- Signature date: 17 April 2003
- Subject: The Eucharist in its relationship with the Church
- Number: 14 of 14 of the pontificate
- Text: In Latin; In English;

= Ecclesia de Eucharistia =

2003 papal encyclical by Pope John Paul II

Ecclesia de Eucharistia (The Church from the Eucharist) is an encyclical by Pope John Paul II published on April 17, 2003. Its title, as is customary, is taken from the opening words of the Latin version of the text, which is rendered in the English translation as "The Church draws her life from the Eucharist". He discusses the centrality of the Eucharist to the definition and mission of the Church and says he hopes his message will "effectively help to banish the dark clouds of unacceptable doctrine and practice, so that the Eucharist will continue to shine forth in all its radiant mystery." He explored themes familiar from his earlier writings, including the profound connection between the Eucharist and the priesthood.

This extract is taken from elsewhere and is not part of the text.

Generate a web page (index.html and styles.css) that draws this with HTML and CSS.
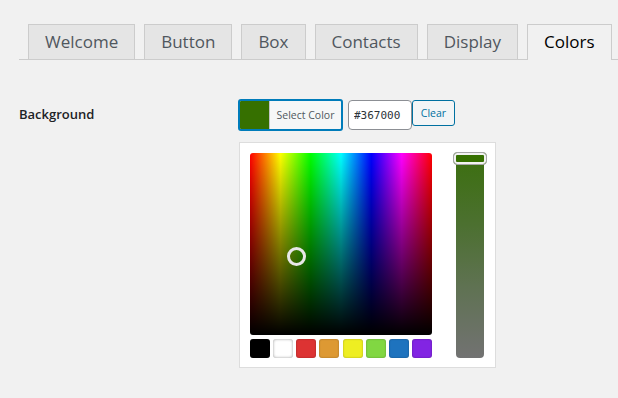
FILE: index.html
```html
<!DOCTYPE html>
<html>
<head>
<meta charset="utf-8">
<link rel="stylesheet" href="styles.css">
</head>
<body>
<div class="wrap">
  <nav class="tabs">
    <a class="tab">Welcome</a>
    <a class="tab">Button</a>
    <a class="tab">Box</a>
    <a class="tab">Contacts</a>
    <a class="tab">Display</a>
    <a class="tab active">Colors</a>
  </nav>
  <div class="row">
    <div class="label">Background</div>
    <div class="field">
      <div class="controls">
        <button class="select"><span class="swatch-cur"></span><span class="select-text">Select Color</span></button>
        <input class="hex" type="text" value="#367000">
        <button class="clear">Clear</button>
      </div>
      <div class="picker">
        <div class="left">
          <div class="square">
            <span class="circle"></span>
          </div>
          <div class="palette">
            <span class="sw" style="background:#000000"></span>
            <span class="sw sw-white" style="background:#ffffff"></span>
            <span class="sw" style="background:#dd3333"></span>
            <span class="sw" style="background:#dd9933"></span>
            <span class="sw" style="background:#eeee22"></span>
            <span class="sw" style="background:#81d742"></span>
            <span class="sw" style="background:#1e73be"></span>
            <span class="sw" style="background:#8224e3"></span>
          </div>
        </div>
        <div class="strip">
          <span class="handle"></span>
        </div>
      </div>
    </div>
  </div>
</div>
</body>
</html>
```
FILE: styles.css
```css
* { box-sizing: border-box; }
body {
  margin: 0;
  background: #f1f1f1;
  font-family: "Open Sans", "Noto Sans", sans-serif;
  color: #1d2327;
}
.wrap {
  padding: 24px 0 0 19px;
}
.tabs {
  display: flex;
  gap: 9px;
  padding-left: 9px;
  border-bottom: 1px solid #cccccc;
  height: 36px;
}
.tab {
  display: block;
  height: 35px;
  line-height: 33px;
  padding: 0 16px;
  font-size: 17px;
  color: #50575e;
  background: #e5e5e5;
  border: 1px solid #cccccc;
  border-bottom: none;
}
.tab.active {
  background: #f1f1f1;
  color: #000000;
  height: 36px;
}
.row {
  display: grid;
  grid-template-columns: 219px 1fr;
  margin-top: 39px;
}
.label {
  font-size: 13px;
  font-weight: 600;
  line-height: 31px;
  color: #1d2327;
}
.controls {
  display: flex;
  align-items: flex-start;
}
.select {
  display: flex;
  align-items: stretch;
  width: 105px;
  height: 32px;
  padding: 0;
  border: 2px solid #007cba;
  border-radius: 3px;
  background: #f6f7f7;
  overflow: hidden;
  font-family: inherit;
  cursor: pointer;
}
.swatch-cur {
  width: 30px;
  background: #367000;
  border-right: 1px solid #c3c4c7;
}
.select-text {
  flex: 1;
  font-size: 10.5px;
  line-height: 28px;
  color: #50575e;
  text-align: center;
}
.hex {
  margin: 1px 0 0 5px;
  width: 64px;
  height: 30px;
  padding: 0 0 0 5px;
  border: 1px solid #8c8f94;
  border-radius: 4px;
  background: #ffffff;
  font-family: "DejaVu Sans Mono", monospace;
  font-size: 11px;
  color: #2c3338;
}
.clear {
  margin: 1px 0 0 0;
  width: 43px;
  height: 26px;
  padding: 0;
  border: 1px solid #0071a1;
  border-radius: 3px;
  background: #f3f5f6;
  color: #0071a1;
  font-family: inherit;
  font-size: 10.5px;
}
.picker {
  display: flex;
  margin: 11px 0 0 1px;
  width: 257px;
  height: 226px;
  padding: 10px 11px 9px 10px;
  background: #ffffff;
  border: 1px solid #dddddd;
  gap: 24px;
}
.left {
  width: 182px;
}
.square {
  position: relative;
  width: 182px;
  height: 182px;
  border-radius: 3px;
  background:
    linear-gradient(to bottom, rgba(0,0,0,0), #000000),
    linear-gradient(to right, #ff0000, #ffff00, #00ff00, #00ffff, #0000ff, #ff00ff, #ff0000);
}
.circle {
  position: absolute;
  left: 37px;
  top: 94px;
  width: 19px;
  height: 19px;
  border: 3px solid #e8e8e8;
  border-radius: 50%;
}
.palette {
  display: flex;
  justify-content: space-between;
  margin-top: 4px;
}
.sw {
  width: 20px;
  height: 19px;
  border-radius: 3px;
  box-shadow: inset 0 0 2px rgba(0,0,0,0.35);
}
.sw-white {
  box-shadow: inset 0 0 3px rgba(0,0,0,0.4);
}
.strip {
  position: relative;
  width: 28px;
  height: 205px;
  border-radius: 0 0 4px 4px;
  background: linear-gradient(to bottom, #3b6f0e 0%, #4c7030 35%, #5f7252 65%, #727272 100%);
}
.handle {
  position: absolute;
  left: -3px;
  top: -1px;
  width: 34px;
  height: 13px;
  border: 1px solid #a7a7a7;
  border-radius: 4px;
  background: #367000;
  box-shadow: inset 0 0 0 2px #f2f2f2;
}
```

It drew as well on his personal experiences saying Mass.

Throughout his pontificate, John Paul II wrote an annual letter to priests on Holy Thursday. On his 25th Holy Thursday as pope, he issued this encyclical instead, addressed to all Catholics: "to the bishops, priests and deacons, men and women in the consecrated life and all the lay faithful". It was the last of his fourteen encyclicals.

==Content==
The text of Ecclesia de Eucharistia consists of an introduction, six chapters and a conclusion, the entirety divided into 62 sections.

- Introduction
The introduction opens with the words "The Church draws her life from the Eucharist." Since the Eucharist "stands at the centre of the Church's life", it is "the most precious possession which the Church can have in her journey through history". John Paul regrets that Eucharistic adoration "has been almost completely abandoned" in some places and that the Eucharist is not always properly honored, sometimes reduced to "simply a fraternal banquet" or "a form of proclamation" that obscures its sacramental character. An ecumenical impulse that seeks to express confraternity with non-Catholic Christians has led to violations of the Church's discipline in celebrating the Eucharist. He writes, therefore, to emphasize and remind all Catholics of the true nature of the Eucharist and to restore proper understanding and practice, because "The Eucharist is too great a gift to tolerate ambiguity and depreciation."

- 1. The Mystery of Faith
John Paul writes: "The Church has received the Eucharist from Christ her Lord not as one gift ... among so many others, but as the gift par excellence, for it is the gift of himself, of his person in his sacred humanity, as well as the gift of his saving work." He explains that the sacrament of the Eucharist is not a reenactment of Christ's sacrifice but makes His sacrifice present again. In Communion, Christ offers himself as nourishment, which "spurs us on our journey through history and plants a seed of living hope in our daily commitment to the work before us".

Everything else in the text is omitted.